> _Task instructions_:
Pictures should be excluded; otherwise, copy every entry exactly.
** START OF Provided records **
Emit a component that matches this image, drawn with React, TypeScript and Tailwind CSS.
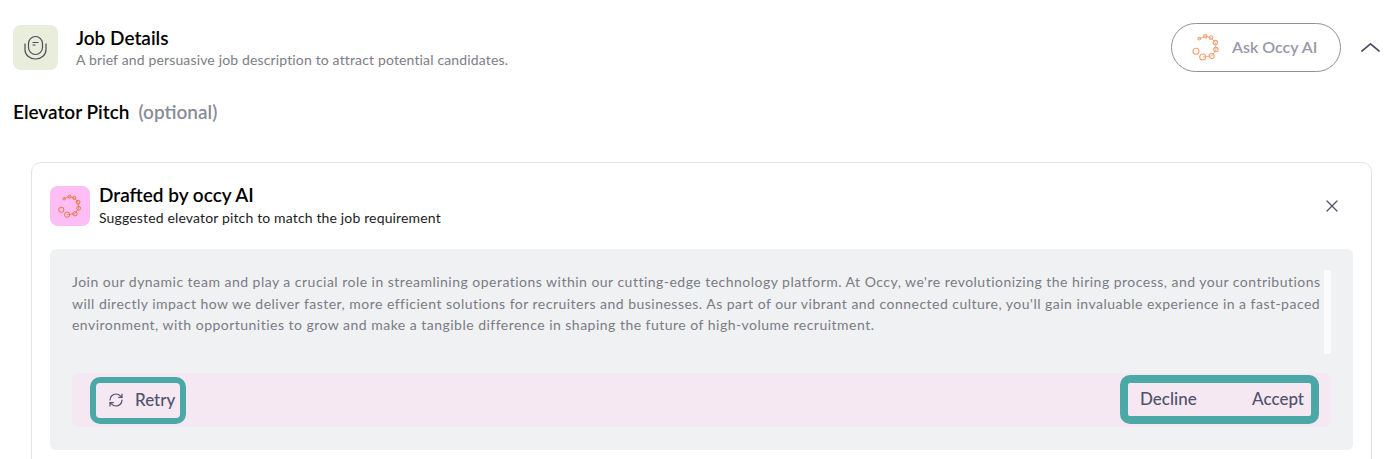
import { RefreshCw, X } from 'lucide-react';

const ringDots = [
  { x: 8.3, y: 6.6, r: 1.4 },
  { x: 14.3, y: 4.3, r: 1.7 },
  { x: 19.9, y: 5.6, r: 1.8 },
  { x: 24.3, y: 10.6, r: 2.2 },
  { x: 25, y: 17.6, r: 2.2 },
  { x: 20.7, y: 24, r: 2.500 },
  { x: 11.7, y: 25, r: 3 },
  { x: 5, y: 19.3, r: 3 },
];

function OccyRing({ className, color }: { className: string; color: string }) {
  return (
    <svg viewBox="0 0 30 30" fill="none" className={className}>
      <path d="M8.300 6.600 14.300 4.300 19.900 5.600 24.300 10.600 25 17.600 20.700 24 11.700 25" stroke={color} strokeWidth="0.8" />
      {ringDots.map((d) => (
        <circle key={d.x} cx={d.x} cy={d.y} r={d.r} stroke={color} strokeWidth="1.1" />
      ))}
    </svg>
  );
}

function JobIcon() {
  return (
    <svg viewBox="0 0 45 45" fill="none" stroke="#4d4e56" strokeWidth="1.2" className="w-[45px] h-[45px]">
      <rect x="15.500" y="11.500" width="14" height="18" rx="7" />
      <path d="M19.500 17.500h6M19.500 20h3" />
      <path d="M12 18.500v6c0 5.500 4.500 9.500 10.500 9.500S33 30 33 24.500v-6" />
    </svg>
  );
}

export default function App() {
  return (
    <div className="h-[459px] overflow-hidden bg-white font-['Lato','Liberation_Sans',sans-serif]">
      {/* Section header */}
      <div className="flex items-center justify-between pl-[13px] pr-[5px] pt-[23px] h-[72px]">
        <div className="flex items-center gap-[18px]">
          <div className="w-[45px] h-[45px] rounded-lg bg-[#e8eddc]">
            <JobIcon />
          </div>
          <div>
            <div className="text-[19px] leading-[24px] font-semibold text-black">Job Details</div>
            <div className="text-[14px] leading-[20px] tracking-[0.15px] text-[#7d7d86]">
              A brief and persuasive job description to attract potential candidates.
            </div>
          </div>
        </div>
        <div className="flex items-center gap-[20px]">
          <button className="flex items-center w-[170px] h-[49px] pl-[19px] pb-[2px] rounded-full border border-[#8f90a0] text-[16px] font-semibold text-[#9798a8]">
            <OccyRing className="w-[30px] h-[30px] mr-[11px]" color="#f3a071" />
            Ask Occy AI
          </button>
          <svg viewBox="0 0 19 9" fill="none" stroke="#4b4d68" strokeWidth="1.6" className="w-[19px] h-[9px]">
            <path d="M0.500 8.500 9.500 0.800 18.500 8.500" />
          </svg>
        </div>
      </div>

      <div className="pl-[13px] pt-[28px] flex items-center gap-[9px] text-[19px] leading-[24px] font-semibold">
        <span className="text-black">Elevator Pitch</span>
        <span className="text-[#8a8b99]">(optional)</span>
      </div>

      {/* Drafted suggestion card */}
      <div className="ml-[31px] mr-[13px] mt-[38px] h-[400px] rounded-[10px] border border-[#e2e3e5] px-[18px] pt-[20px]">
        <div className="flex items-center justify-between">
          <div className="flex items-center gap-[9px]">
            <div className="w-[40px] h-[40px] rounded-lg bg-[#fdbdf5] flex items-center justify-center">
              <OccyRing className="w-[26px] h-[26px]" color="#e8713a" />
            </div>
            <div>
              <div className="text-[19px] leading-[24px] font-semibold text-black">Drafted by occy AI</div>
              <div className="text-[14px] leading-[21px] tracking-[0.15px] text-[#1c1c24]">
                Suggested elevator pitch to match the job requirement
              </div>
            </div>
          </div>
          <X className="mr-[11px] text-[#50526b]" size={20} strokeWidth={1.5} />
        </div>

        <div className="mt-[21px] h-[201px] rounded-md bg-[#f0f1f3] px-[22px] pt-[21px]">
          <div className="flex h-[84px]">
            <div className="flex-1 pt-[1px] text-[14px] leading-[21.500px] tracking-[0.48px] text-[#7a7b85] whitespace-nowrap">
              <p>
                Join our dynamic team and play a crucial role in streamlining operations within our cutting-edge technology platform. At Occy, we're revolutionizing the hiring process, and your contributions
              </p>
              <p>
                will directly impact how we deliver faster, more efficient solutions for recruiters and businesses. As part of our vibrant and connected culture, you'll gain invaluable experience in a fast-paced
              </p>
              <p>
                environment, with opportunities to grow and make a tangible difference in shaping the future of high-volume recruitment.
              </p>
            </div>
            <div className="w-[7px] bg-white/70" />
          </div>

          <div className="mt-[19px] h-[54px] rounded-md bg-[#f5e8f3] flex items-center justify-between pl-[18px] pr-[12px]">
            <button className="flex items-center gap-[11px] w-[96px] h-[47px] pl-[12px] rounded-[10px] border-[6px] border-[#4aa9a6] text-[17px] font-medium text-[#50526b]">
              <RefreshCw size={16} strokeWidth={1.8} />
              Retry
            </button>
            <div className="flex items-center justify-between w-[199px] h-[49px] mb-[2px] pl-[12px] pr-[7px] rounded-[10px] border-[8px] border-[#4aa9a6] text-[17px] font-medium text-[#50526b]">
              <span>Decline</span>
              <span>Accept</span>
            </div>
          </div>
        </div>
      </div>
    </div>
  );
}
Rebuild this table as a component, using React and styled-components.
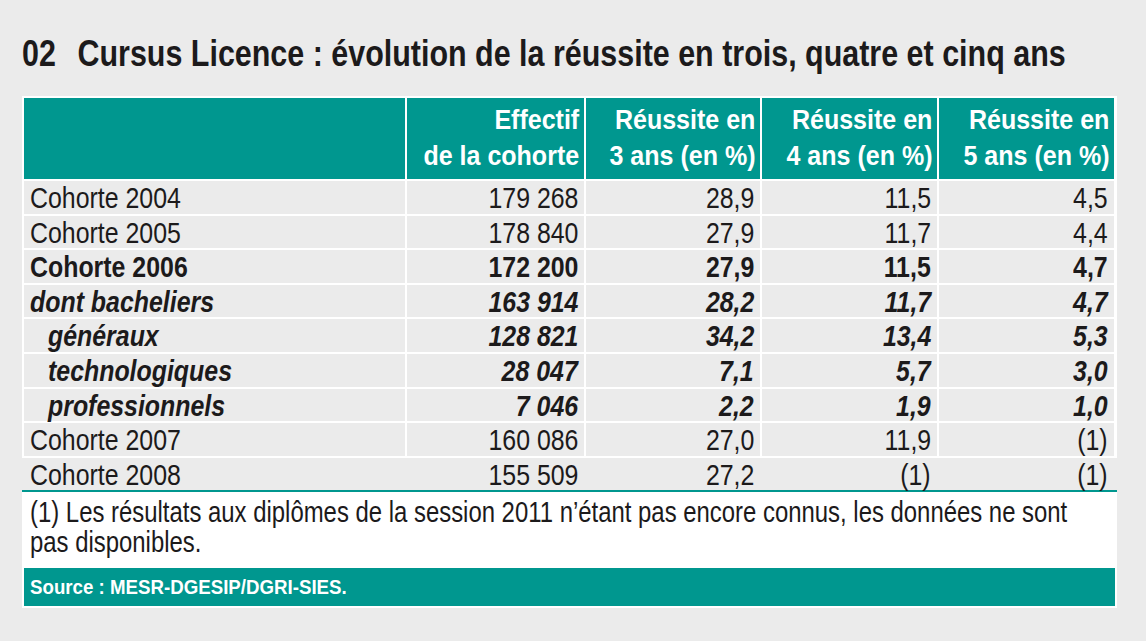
** END OF Provided records **
> _Response to this task_:
Emit a component that matches this image, drawn with React, TypeScript and Tailwind CSS.
import { RefreshCw, X } from 'lucide-react';

const ringDots = [
  { x: 8.3, y: 6.6, r: 1.4 },
  { x: 14.3, y: 4.3, r: 1.7 },
  { x: 19.9, y: 5.6, r: 1.8 },
  { x: 24.3, y: 10.6, r: 2.2 },
  { x: 25, y: 17.6, r: 2.2 },
  { x: 20.7, y: 24, r: 2.500 },
  { x: 11.7, y: 25, r: 3 },
  { x: 5, y: 19.3, r: 3 },
];

function OccyRing({ className, color }: { className: string; color: string }) {
  return (
    <svg viewBox="0 0 30 30" fill="none" className={className}>
      <path d="M8.300 6.600 14.300 4.300 19.900 5.600 24.300 10.600 25 17.600 20.700 24 11.700 25" stroke={color} strokeWidth="0.8" />
      {ringDots.map((d) => (
        <circle key={d.x} cx={d.x} cy={d.y} r={d.r} stroke={color} strokeWidth="1.1" />
      ))}
    </svg>
  );
}

function JobIcon() {
  return (
    <svg viewBox="0 0 45 45" fill="none" stroke="#4d4e56" strokeWidth="1.2" className="w-[45px] h-[45px]">
      <rect x="15.500" y="11.500" width="14" height="18" rx="7" />
      <path d="M19.500 17.500h6M19.500 20h3" />
      <path d="M12 18.500v6c0 5.500 4.500 9.500 10.500 9.500S33 30 33 24.500v-6" />
    </svg>
  );
}

export default function App() {
  return (
    <div className="h-[459px] overflow-hidden bg-white font-['Lato','Liberation_Sans',sans-serif]">
      {/* Section header */}
      <div className="flex items-center justify-between pl-[13px] pr-[5px] pt-[23px] h-[72px]">
        <div className="flex items-center gap-[18px]">
          <div className="w-[45px] h-[45px] rounded-lg bg-[#e8eddc]">
            <JobIcon />
          </div>
          <div>
            <div className="text-[19px] leading-[24px] font-semibold text-black">Job Details</div>
            <div className="text-[14px] leading-[20px] tracking-[0.15px] text-[#7d7d86]">
              A brief and persuasive job description to attract potential candidates.
            </div>
          </div>
        </div>
        <div className="flex items-center gap-[20px]">
          <button className="flex items-center w-[170px] h-[49px] pl-[19px] pb-[2px] rounded-full border border-[#8f90a0] text-[16px] font-semibold text-[#9798a8]">
            <OccyRing className="w-[30px] h-[30px] mr-[11px]" color="#f3a071" />
            Ask Occy AI
          </button>
          <svg viewBox="0 0 19 9" fill="none" stroke="#4b4d68" strokeWidth="1.6" className="w-[19px] h-[9px]">
            <path d="M0.500 8.500 9.500 0.800 18.500 8.500" />
          </svg>
        </div>
      </div>

      <div className="pl-[13px] pt-[28px] flex items-center gap-[9px] text-[19px] leading-[24px] font-semibold">
        <span className="text-black">Elevator Pitch</span>
        <span className="text-[#8a8b99]">(optional)</span>
      </div>

      {/* Drafted suggestion card */}
      <div className="ml-[31px] mr-[13px] mt-[38px] h-[400px] rounded-[10px] border border-[#e2e3e5] px-[18px] pt-[20px]">
        <div className="flex items-center justify-between">
          <div className="flex items-center gap-[9px]">
            <div className="w-[40px] h-[40px] rounded-lg bg-[#fdbdf5] flex items-center justify-center">
              <OccyRing className="w-[26px] h-[26px]" color="#e8713a" />
            </div>
            <div>
              <div className="text-[19px] leading-[24px] font-semibold text-black">Drafted by occy AI</div>
              <div className="text-[14px] leading-[21px] tracking-[0.15px] text-[#1c1c24]">
                Suggested elevator pitch to match the job requirement
              </div>
            </div>
          </div>
          <X className="mr-[11px] text-[#50526b]" size={20} strokeWidth={1.5} />
        </div>

        <div className="mt-[21px] h-[201px] rounded-md bg-[#f0f1f3] px-[22px] pt-[21px]">
          <div className="flex h-[84px]">
            <div className="flex-1 pt-[1px] text-[14px] leading-[21.500px] tracking-[0.48px] text-[#7a7b85] whitespace-nowrap">
              <p>
                Join our dynamic team and play a crucial role in streamlining operations within our cutting-edge technology platform. At Occy, we're revolutionizing the hiring process, and your contributions
              </p>
              <p>
                will directly impact how we deliver faster, more efficient solutions for recruiters and businesses. As part of our vibrant and connected culture, you'll gain invaluable experience in a fast-paced
              </p>
              <p>
                environment, with opportunities to grow and make a tangible difference in shaping the future of high-volume recruitment.
              </p>
            </div>
            <div className="w-[7px] bg-white/70" />
          </div>

          <div className="mt-[19px] h-[54px] rounded-md bg-[#f5e8f3] flex items-center justify-between pl-[18px] pr-[12px]">
            <button className="flex items-center gap-[11px] w-[96px] h-[47px] pl-[12px] rounded-[10px] border-[6px] border-[#4aa9a6] text-[17px] font-medium text-[#50526b]">
              <RefreshCw size={16} strokeWidth={1.8} />
              Retry
            </button>
            <div className="flex items-center justify-between w-[199px] h-[49px] mb-[2px] pl-[12px] pr-[7px] rounded-[10px] border-[8px] border-[#4aa9a6] text-[17px] font-medium text-[#50526b]">
              <span>Decline</span>
              <span>Accept</span>
            </div>
          </div>
        </div>
      </div>
    </div>
  );
}
Rebuild this table as a component, using React and styled-components.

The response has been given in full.